Destaque-se, por fim, que o Concílio de Trento influenciou as bases do Direito de Família de quase todos os países católicos do mundo, entre eles, Portugal.
À vista desses argumentos, embora no presente estudo não se tenha esgotado a análise histórica da instituição familiar no período da civilização, pretendeu-se, fundamentalmente, conduzir o exame da família até o período em que se deu o Concílio de Trento, uma vez que este evento representa um importante marco normativo em matéria de Direito de Família. De modo que, a partir daí, o estudo possa evoluir para a análise legislativa do instituto familiar no ordenamento jurídico brasileiro.
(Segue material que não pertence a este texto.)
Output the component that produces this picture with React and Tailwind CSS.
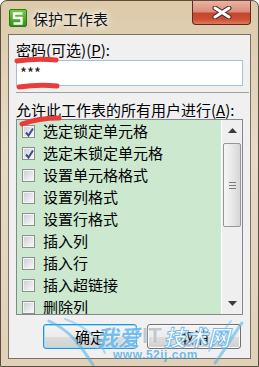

Nesse diapasão, importa destacar que a aceitação do alcance das normas estabelecidas pelo Concílio de Trento no conceito familiar implantado no Brasil pressupõe a compreensão de que nesse panorama já se havia dado a queda do Império Romano do Oriente (dominado pelos turcos-otomanos em 1453), que marcou o fim da Idade Média e o início da Idade Moderna – período de transformações na economia e na sociedade europeia, considerado responsável pela conexão do Velho Mundo às outras partes do globo terrestre por intermédio das grandes navegações e descobrimentos marítimos.
Assim, dentro de uma perspectiva histórica, verifica-se que as normas eclesiásticas em matéria de família estabelecidas pelo Concílio de Trento compunham o ordenamento jurídico vigente em Portugal, tendo alcançado o Brasil por meio da colonização e preservado sua vigência até a promulgação do Código Civil de 1916 – conforme se verá detalhadamente no próximo tópico de estudo.